# Task details
Word for word, give the material below again, minus any images.

# Dataset section
+-------+

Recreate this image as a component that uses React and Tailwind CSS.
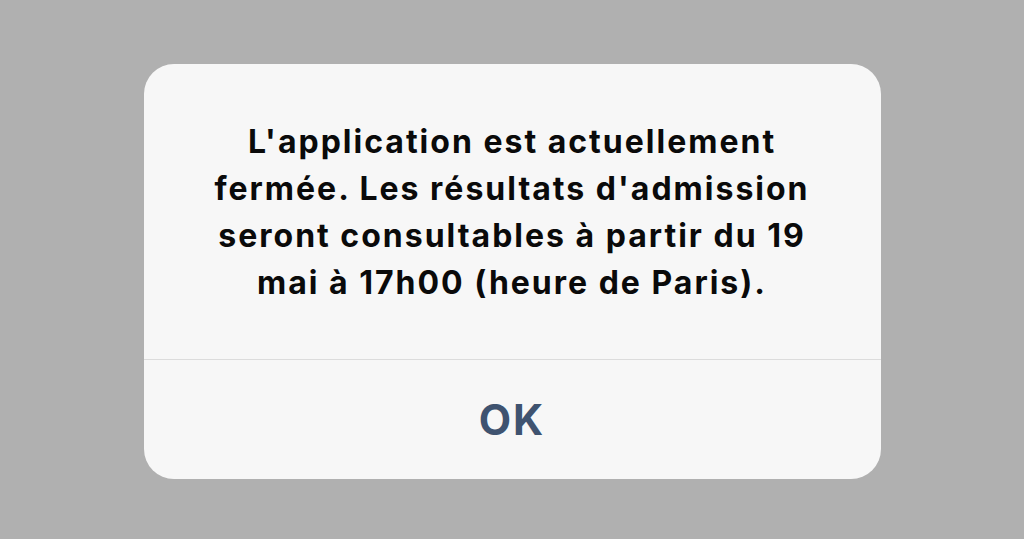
export default function App() {
  return (
    <div className="w-[1024px] h-[539px] bg-[#b0b0b0] flex items-center justify-center" style={{ fontFamily: 'Inter, "Liberation Sans", Arial, sans-serif' }}>
      <div className="w-[737px] h-[415px] mt-[4px] bg-[#f7f7f7] rounded-[30px] flex flex-col overflow-hidden">
        <div className="h-[295px] flex items-center justify-center">
          <p className="text-center font-bold text-[32px] leading-[47px] tracking-[2px] text-[#0a0a0a] whitespace-nowrap">
            L'application est actuellement<br />
            fermée. Les résultats d'admission<br />
            seront consultables à partir du 19<br />
            mai à 17h00 (heure de Paris).
          </p>
        </div>
        <div className="h-px bg-[#dcdcdc]" />
        <div className="flex-1 flex items-center justify-center">
          <span className="font-bold text-[42px] tracking-[2px] text-[#3f5370]">OK</span>
        </div>
      </div>
    </div>
  );
}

+-------+

# Finished answer
Recreate this image as a component that uses React and Tailwind CSS.
export default function App() {
  return (
    <div className="w-[1024px] h-[539px] bg-[#b0b0b0] flex items-center justify-center" style={{ fontFamily: 'Inter, "Liberation Sans", Arial, sans-serif' }}>
      <div className="w-[737px] h-[415px] mt-[4px] bg-[#f7f7f7] rounded-[30px] flex flex-col overflow-hidden">
        <div className="h-[295px] flex items-center justify-center">
          <p className="text-center font-bold text-[32px] leading-[47px] tracking-[2px] text-[#0a0a0a] whitespace-nowrap">
            L'application est actuellement<br />
            fermée. Les résultats d'admission<br />
            seront consultables à partir du 19<br />
            mai à 17h00 (heure de Paris).
          </p>
        </div>
        <div className="h-px bg-[#dcdcdc]" />
        <div className="flex-1 flex items-center justify-center">
          <span className="font-bold text-[42px] tracking-[2px] text-[#3f5370]">OK</span>
        </div>
      </div>
    </div>
  );
}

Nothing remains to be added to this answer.